» **The request**
Only the lines from the start of the data to the line containing "</chat-thread>", both included, should be output, exactly and without pictures.

(Entries with page source code)

— START —

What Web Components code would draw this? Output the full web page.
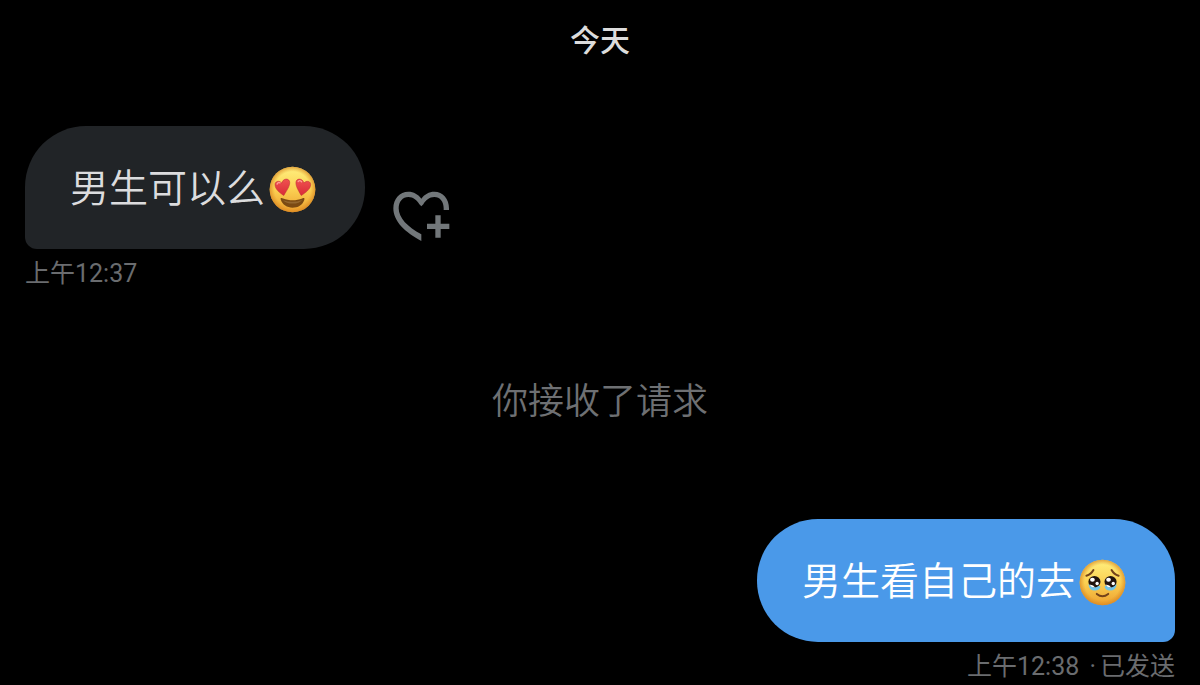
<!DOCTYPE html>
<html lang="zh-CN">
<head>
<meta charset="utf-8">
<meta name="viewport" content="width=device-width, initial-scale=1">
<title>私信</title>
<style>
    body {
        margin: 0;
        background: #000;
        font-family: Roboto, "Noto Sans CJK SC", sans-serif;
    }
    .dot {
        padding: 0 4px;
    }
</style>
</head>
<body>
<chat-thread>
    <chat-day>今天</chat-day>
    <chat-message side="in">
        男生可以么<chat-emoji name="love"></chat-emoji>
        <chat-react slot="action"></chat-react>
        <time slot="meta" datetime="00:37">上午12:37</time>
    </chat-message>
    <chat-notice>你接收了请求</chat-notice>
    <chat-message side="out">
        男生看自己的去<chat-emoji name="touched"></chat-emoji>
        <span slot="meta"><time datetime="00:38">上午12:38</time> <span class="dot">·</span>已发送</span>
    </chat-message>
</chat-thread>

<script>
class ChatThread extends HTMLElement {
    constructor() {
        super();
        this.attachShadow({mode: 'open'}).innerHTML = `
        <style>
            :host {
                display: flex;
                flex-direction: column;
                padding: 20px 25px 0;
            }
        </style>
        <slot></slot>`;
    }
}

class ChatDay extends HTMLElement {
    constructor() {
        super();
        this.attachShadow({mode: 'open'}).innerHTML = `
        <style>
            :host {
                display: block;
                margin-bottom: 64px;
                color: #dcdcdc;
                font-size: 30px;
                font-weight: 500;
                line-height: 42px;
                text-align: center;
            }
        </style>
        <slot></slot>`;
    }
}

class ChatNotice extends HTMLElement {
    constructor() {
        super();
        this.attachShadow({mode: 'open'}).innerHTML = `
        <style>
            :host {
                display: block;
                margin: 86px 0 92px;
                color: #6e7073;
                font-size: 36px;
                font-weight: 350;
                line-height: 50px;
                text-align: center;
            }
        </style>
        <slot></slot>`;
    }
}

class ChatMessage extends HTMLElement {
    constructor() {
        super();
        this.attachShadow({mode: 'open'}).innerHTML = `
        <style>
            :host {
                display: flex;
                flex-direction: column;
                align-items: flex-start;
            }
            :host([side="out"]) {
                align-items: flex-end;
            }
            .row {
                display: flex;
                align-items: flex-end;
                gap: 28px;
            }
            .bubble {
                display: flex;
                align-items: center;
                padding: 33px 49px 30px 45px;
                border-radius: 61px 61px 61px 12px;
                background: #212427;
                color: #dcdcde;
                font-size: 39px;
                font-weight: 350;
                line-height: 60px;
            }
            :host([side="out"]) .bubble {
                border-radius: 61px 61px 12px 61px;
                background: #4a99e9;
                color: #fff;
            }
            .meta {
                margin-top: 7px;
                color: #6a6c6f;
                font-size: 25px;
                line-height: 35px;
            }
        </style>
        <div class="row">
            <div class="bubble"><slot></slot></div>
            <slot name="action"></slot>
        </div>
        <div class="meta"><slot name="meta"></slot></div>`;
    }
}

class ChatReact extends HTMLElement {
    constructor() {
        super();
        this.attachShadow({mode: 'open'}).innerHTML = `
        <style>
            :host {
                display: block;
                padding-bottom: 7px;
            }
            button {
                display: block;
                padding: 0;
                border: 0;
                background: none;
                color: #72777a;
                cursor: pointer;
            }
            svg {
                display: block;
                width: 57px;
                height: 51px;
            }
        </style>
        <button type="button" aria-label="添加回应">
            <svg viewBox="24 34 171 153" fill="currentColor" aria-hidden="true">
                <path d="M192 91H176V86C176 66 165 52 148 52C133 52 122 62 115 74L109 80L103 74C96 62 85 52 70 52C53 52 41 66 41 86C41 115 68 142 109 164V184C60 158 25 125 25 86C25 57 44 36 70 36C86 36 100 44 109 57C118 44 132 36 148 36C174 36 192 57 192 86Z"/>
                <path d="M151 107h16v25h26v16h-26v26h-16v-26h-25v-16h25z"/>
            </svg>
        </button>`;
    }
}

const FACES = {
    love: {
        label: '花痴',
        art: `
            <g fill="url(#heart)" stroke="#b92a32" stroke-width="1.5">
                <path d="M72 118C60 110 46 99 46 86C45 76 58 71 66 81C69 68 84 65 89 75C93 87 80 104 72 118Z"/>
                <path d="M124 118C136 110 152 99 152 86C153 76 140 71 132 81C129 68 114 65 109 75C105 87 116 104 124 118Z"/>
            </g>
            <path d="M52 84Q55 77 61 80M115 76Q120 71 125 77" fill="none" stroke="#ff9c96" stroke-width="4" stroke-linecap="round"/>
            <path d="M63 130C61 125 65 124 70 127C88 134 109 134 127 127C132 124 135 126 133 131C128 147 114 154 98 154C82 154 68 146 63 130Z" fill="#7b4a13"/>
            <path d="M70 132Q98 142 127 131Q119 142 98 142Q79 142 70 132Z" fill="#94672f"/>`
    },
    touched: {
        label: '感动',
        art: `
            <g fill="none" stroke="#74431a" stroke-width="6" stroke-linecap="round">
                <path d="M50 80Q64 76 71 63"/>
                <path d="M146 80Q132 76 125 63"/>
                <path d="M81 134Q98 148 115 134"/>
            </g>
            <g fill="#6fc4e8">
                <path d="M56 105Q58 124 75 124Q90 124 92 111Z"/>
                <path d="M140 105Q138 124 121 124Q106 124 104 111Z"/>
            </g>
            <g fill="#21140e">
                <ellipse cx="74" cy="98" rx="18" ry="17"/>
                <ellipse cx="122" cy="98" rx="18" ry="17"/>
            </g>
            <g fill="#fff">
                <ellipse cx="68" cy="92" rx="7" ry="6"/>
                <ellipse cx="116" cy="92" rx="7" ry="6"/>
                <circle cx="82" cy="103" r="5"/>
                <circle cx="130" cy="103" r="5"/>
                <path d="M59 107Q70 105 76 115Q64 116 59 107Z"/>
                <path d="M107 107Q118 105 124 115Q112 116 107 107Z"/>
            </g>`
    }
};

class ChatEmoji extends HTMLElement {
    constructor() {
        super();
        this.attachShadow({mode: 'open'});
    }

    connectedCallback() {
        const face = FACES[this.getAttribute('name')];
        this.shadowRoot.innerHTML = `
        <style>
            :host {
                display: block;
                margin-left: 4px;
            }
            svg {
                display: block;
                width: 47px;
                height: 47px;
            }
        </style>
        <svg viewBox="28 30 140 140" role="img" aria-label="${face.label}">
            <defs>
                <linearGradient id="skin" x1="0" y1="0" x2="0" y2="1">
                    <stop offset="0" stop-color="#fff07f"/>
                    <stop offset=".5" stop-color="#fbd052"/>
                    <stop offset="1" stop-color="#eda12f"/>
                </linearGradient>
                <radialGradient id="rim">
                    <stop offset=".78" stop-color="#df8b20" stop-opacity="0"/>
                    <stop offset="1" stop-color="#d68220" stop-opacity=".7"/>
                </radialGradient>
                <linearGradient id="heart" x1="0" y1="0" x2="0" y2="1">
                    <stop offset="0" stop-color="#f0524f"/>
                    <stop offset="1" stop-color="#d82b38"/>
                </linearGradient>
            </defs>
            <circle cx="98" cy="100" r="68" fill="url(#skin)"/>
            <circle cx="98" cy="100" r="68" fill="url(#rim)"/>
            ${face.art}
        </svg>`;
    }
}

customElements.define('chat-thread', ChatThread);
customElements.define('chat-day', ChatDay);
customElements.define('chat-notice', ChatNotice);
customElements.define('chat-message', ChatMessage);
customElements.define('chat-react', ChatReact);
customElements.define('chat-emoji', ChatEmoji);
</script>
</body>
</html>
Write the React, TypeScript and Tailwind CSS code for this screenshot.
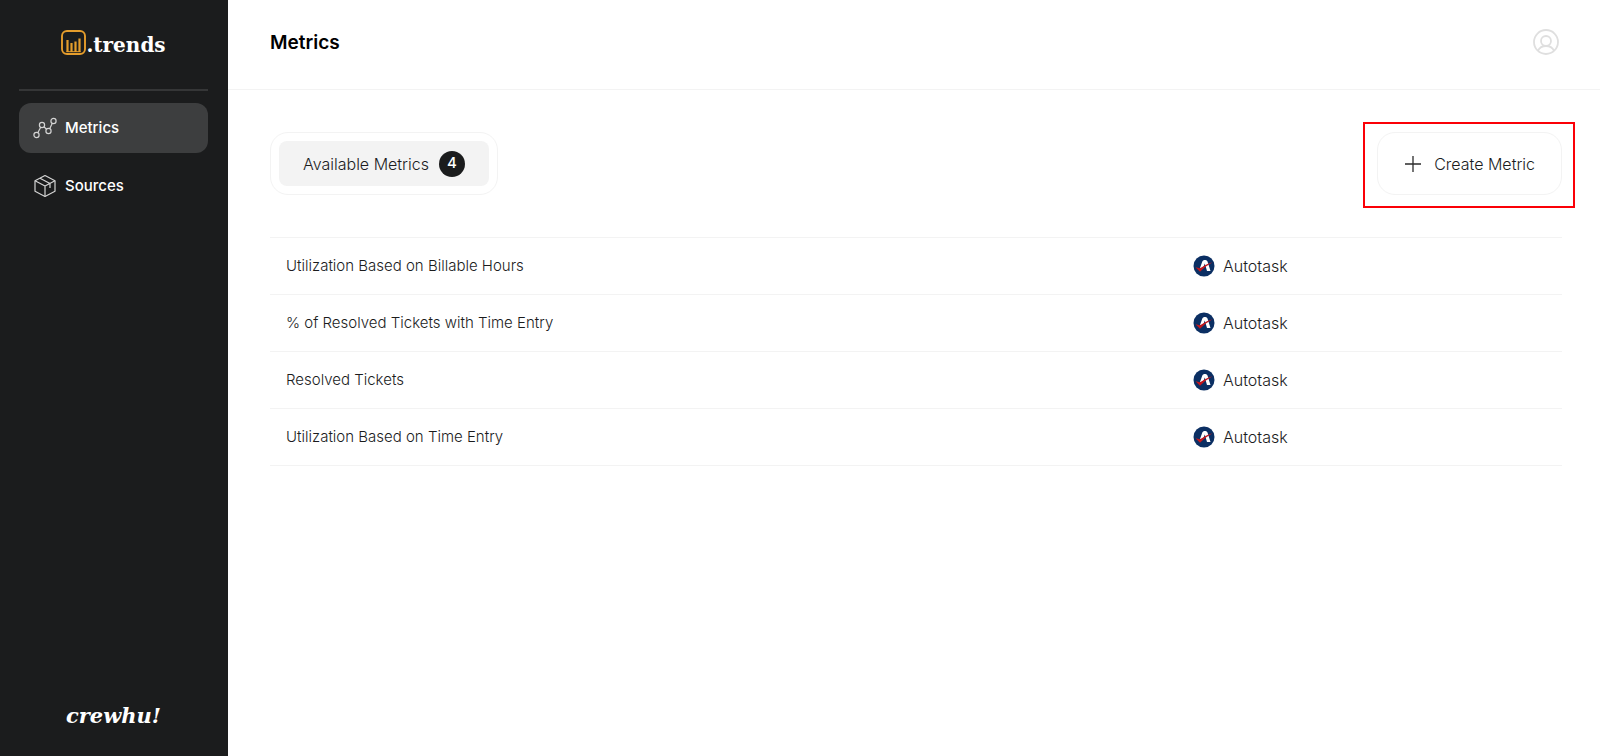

— END —

» **Solved exercise**
What Web Components code would draw this? Output the full web page.
<!DOCTYPE html>
<html lang="zh-CN">
<head>
<meta charset="utf-8">
<meta name="viewport" content="width=device-width, initial-scale=1">
<title>私信</title>
<style>
    body {
        margin: 0;
        background: #000;
        font-family: Roboto, "Noto Sans CJK SC", sans-serif;
    }
    .dot {
        padding: 0 4px;
    }
</style>
</head>
<body>
<chat-thread>
    <chat-day>今天</chat-day>
    <chat-message side="in">
        男生可以么<chat-emoji name="love"></chat-emoji>
        <chat-react slot="action"></chat-react>
        <time slot="meta" datetime="00:37">上午12:37</time>
    </chat-message>
    <chat-notice>你接收了请求</chat-notice>
    <chat-message side="out">
        男生看自己的去<chat-emoji name="touched"></chat-emoji>
        <span slot="meta"><time datetime="00:38">上午12:38</time> <span class="dot">·</span>已发送</span>
    </chat-message>
</chat-thread>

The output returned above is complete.